Les arguments mis en avant sont nombreux : fabrication d'un habitat individuel, répondant aux aspirations de la population (cf. les 80% de français qui ne rêveraient que de ça...), à étalement urbain nul, sans maîtrise foncière et à moindre coût pour la collectivité... De plus, l'habitant - maître d'ouvrage est plus impliqué dans la définition de son logement et fait plus volontiers appel à de petites entreprises locales de construction, soit tout le contraire de la promotion classique... Enfin, le propriétaire qui divise sa parcelle puis la densifie (ou l'inverse d'ailleurs, qui est généralement plus intéressant) fait une bonne affaire car la somme des valeurs des parcelles divisées est généralement supérieure à la valeur de la parcelle initiale.

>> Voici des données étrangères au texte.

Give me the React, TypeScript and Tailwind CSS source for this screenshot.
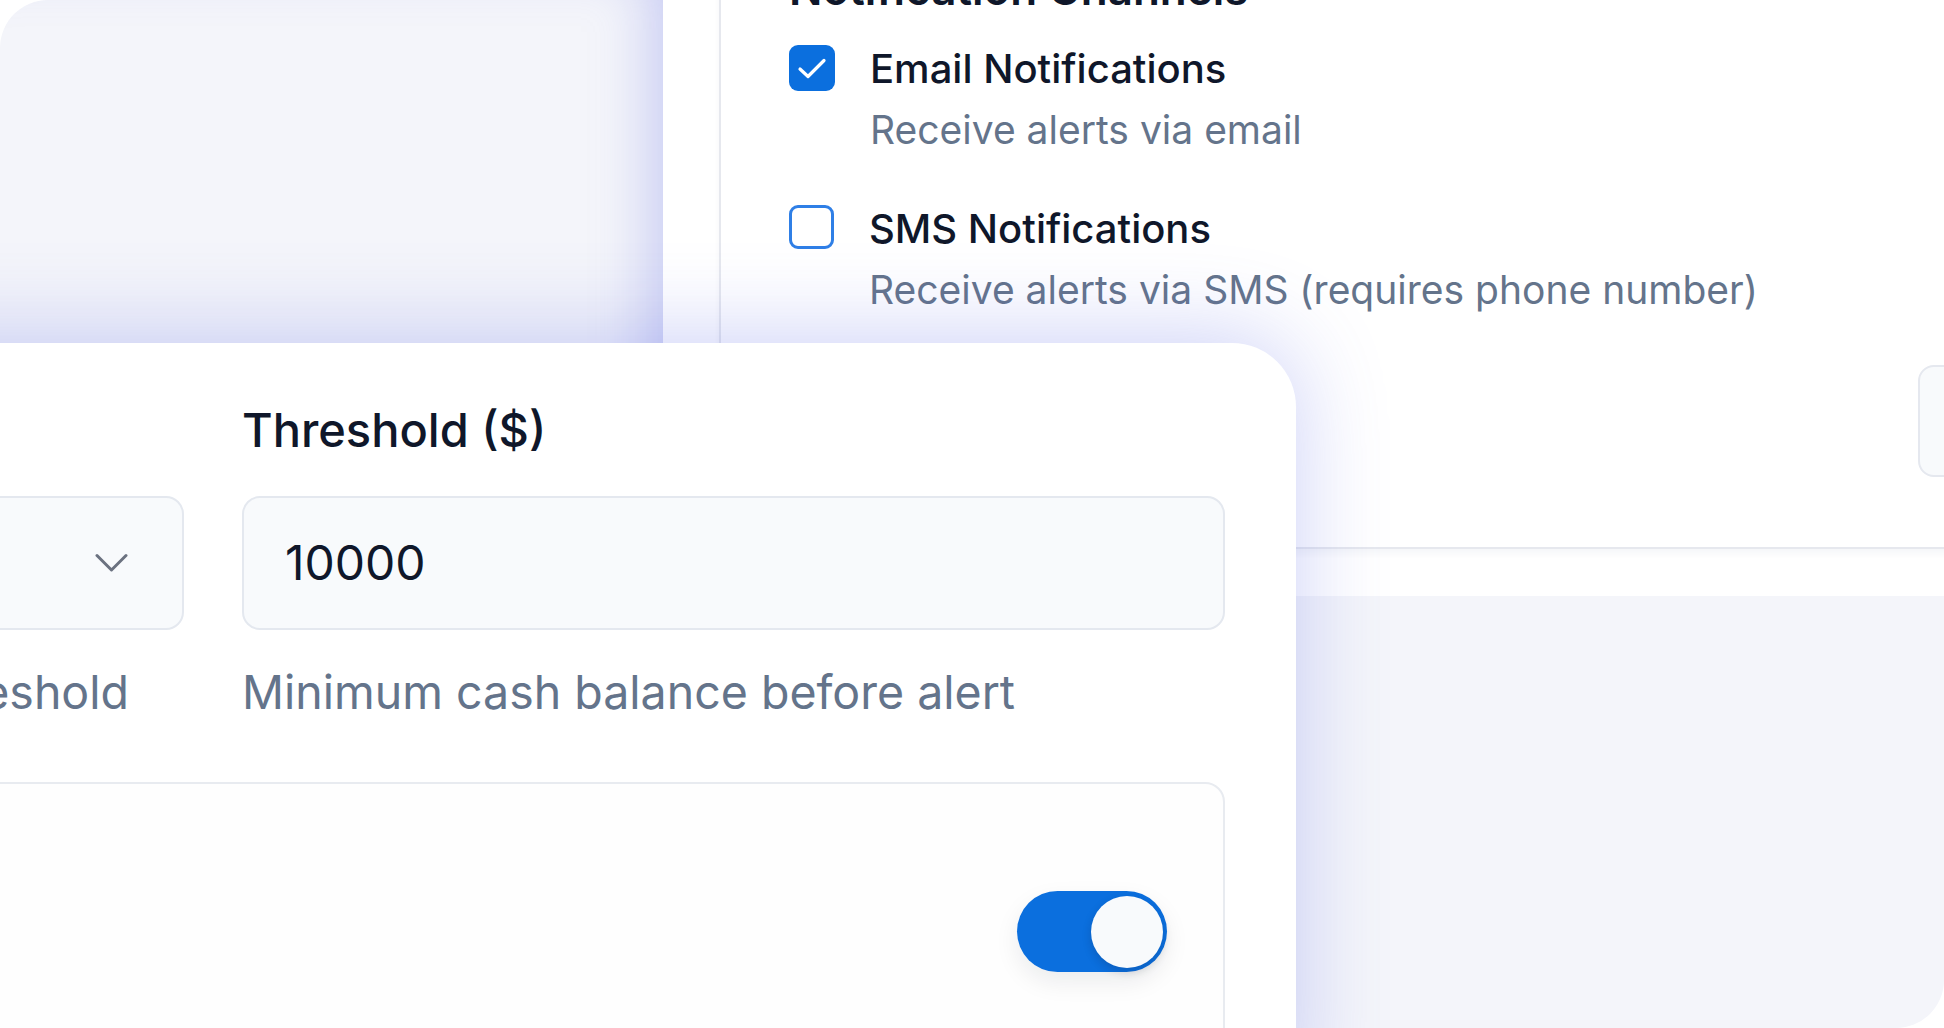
import React from "react";

function CheckedBox() {
  return (
    <div className="w-[46px] h-[46px] shrink-0 rounded-[9px] bg-[#0b6fde] flex items-center justify-center">
      <svg width="46" height="46" viewBox="0 0 46 46" fill="none">
        <path d="M11 24 L19 31.5 L35 15.5" stroke="white" strokeWidth="3.2" strokeLinecap="round" strokeLinejoin="round" />
      </svg>
    </div>
  );
}

function EmptyBox() {
  return <div className="w-[45px] h-[44px] shrink-0 rounded-[9px] bg-white border-[3px] border-[#2f7fe6]" />;
}

function Channel({ checked, title, sub }: { checked: boolean; title: string; sub: string }) {
  return (
    <div className="flex items-start gap-[35px]">
      <div className="pt-[1px]">{checked ? <CheckedBox /> : <EmptyBox />}</div>
      <div className="flex flex-col">
        <div className="text-[40px] leading-[50px] font-medium text-[#0f172a] whitespace-nowrap">{title}</div>
        <div className="mt-[11px] text-[39px] leading-[50px] text-[#64748b] whitespace-nowrap">{sub}</div>
      </div>
    </div>
  );
}

export default function App() {
  return (
    <div className="relative w-[1944px] h-[1028px] overflow-hidden bg-white font-['Inter',sans-serif]">
      {/* back-left panel */}
      <div className="absolute left-0 top-0 w-[663px] h-[600px] rounded-tl-[48px] bg-[#f4f5fa] shadow-[inset_-50px_0_60px_-40px_rgba(110,118,230,0.35)]" />

      {/* bottom-right panel */}
      <div className="absolute left-[1150px] top-[596px] right-0 bottom-0 rounded-br-[48px] bg-[#f4f5fa]" />

      {/* top-right card: notification channels */}
      <div className="absolute left-[719px] top-[-60px] w-[1471px] bg-white border-2 border-[#e6e8ee] shadow-[0_5px_6px_rgba(30,40,90,0.04)] flex flex-col pt-[26px] pl-[68px] pr-[70px] pb-[70px]">
        <div className="text-[44px] leading-[42px] font-semibold text-[#0f172a] whitespace-nowrap">Notification Channels</div>
        <div className="mt-[34px] flex flex-col gap-[49px]">
          <Channel checked title="Email Notifications" sub="Receive alerts via email" />
          <Channel checked={false} title="SMS Notifications" sub="Receive alerts via SMS (requires phone number)" />
        </div>
        <div className="mt-[50px] flex justify-end">
          <div className="w-[200px] h-[112px] rounded-[16px] bg-[#f8fafc] border-2 border-[#e5e8ef] flex items-center px-[30px] text-[38px] text-[#0f172a]">Save</div>
        </div>
      </div>

      {/* front card */}
      <div className="absolute left-[-460px] top-[343px] w-[1756px] h-[760px] bg-white rounded-tr-[64px] shadow-[0_-6px_90px_rgba(85,98,230,0.30)] pt-[59px] pl-[60px] pr-[71px]">
        <div className="grid grid-cols-[584px_983px] gap-x-[58px]">
          <div className="text-[47px] leading-[56px] font-medium text-[#0f172a] whitespace-nowrap">Alert</div>
          <div className="text-[47px] leading-[56px] font-medium text-[#0f172a] whitespace-nowrap">Threshold ($)</div>

          <div className="mt-[38px] h-[134px] rounded-[18px] bg-[#f8fafc] border-2 border-[#e4e8ef] flex items-center justify-end pr-[54px]">
            <svg width="33" height="20" viewBox="0 0 33 20" fill="none">
              <path d="M2 2.5 L16.5 17 L31 2.5" stroke="#6b7280" strokeWidth="3" strokeLinecap="round" strokeLinejoin="round" />
            </svg>
          </div>
          <div className="mt-[38px] h-[134px] rounded-[18px] bg-[#f8fafc] border-2 border-[#e4e8ef] flex items-center pl-[41px] text-[48px] text-[#0f172a]">
            10000
          </div>

          <div className="mt-[34px] flex justify-end pr-[55px] text-[46.5px] leading-[56px] text-[#64748b] whitespace-nowrap">Alert when below threshold</div>
          <div className="mt-[34px] text-[46.5px] leading-[56px] text-[#64748b] whitespace-nowrap">Minimum cash balance before alert</div>

          <div className="col-span-2 mt-[62px] h-[400px] rounded-tr-[20px] border-2 border-[#e8ebf0] bg-[#fefefe] flex items-start justify-between pt-[107px] pr-[56px] pl-[40px]">
            <div className="text-[46px] text-[#0f172a]">Enable</div>
            <div className="w-[150px] h-[81px] rounded-full bg-[#0b6fde] flex items-center justify-end pr-[4px] shadow-[0_10px_24px_rgba(15,23,42,0.08)]">
              <div className="w-[72px] h-[72px] rounded-full bg-[#f8fafc] shadow-[0_4px_10px_rgba(15,23,42,0.18)]" />
            </div>
          </div>
        </div>
      </div>
    </div>
  );
}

Les recherches réalisées dans le cadre du projet tendent à montrer que le phénomène se rencontre déjà spontanément sous certaines conditions : existence d'un minimum de pression foncière, règles d'urbanisme lâches, vieillissement de la population... La démarche BIMBY vise à l'ériger en politique urbaine.
Elle se heurte toutefois à des quelques freins que nous a récemment rappelés le géographe Michel Lussault lors de la "conversation métropolitaine" organisée le 5 avril 2012 par l'Atelier International du Grand Paris sur le thème "Le Grand Paris face au pavillonnaire" :
- Le pavillonnaire est un système peu gouverné, c'est-à-dire que la gouvernance y fait défaut : point de syndicat de copropriétaires qui pourrait débattre des évolutions du lotissement. Comment dans ce cas faire accepter collectivement des décisions individuelles qui impactent le quartier tout entier ?
- La maison individuelle (plus d'ailleurs que l'appartement) est souvent vue comme un élément important dans la constitution d'un patrimoine familial transmissible à ses enfants. Même si c'est une bonne affaire sur le papier, diviser et vendre revient dans la tête des propriétaires à dilapider ce capital !

En parallèle de la recherche, certaines communes, comme Tremblay-sur-Mauldre ou Les Essarts-Le-Roi (toutes deux dans les Yvelines), ont d'ores et déjà testé la démarche dans le cadre de la modification de leur PLU. Il est toutefois encore trop tôt pour mesurer son effet réel sur l'évolution des tissus pavillonnaires.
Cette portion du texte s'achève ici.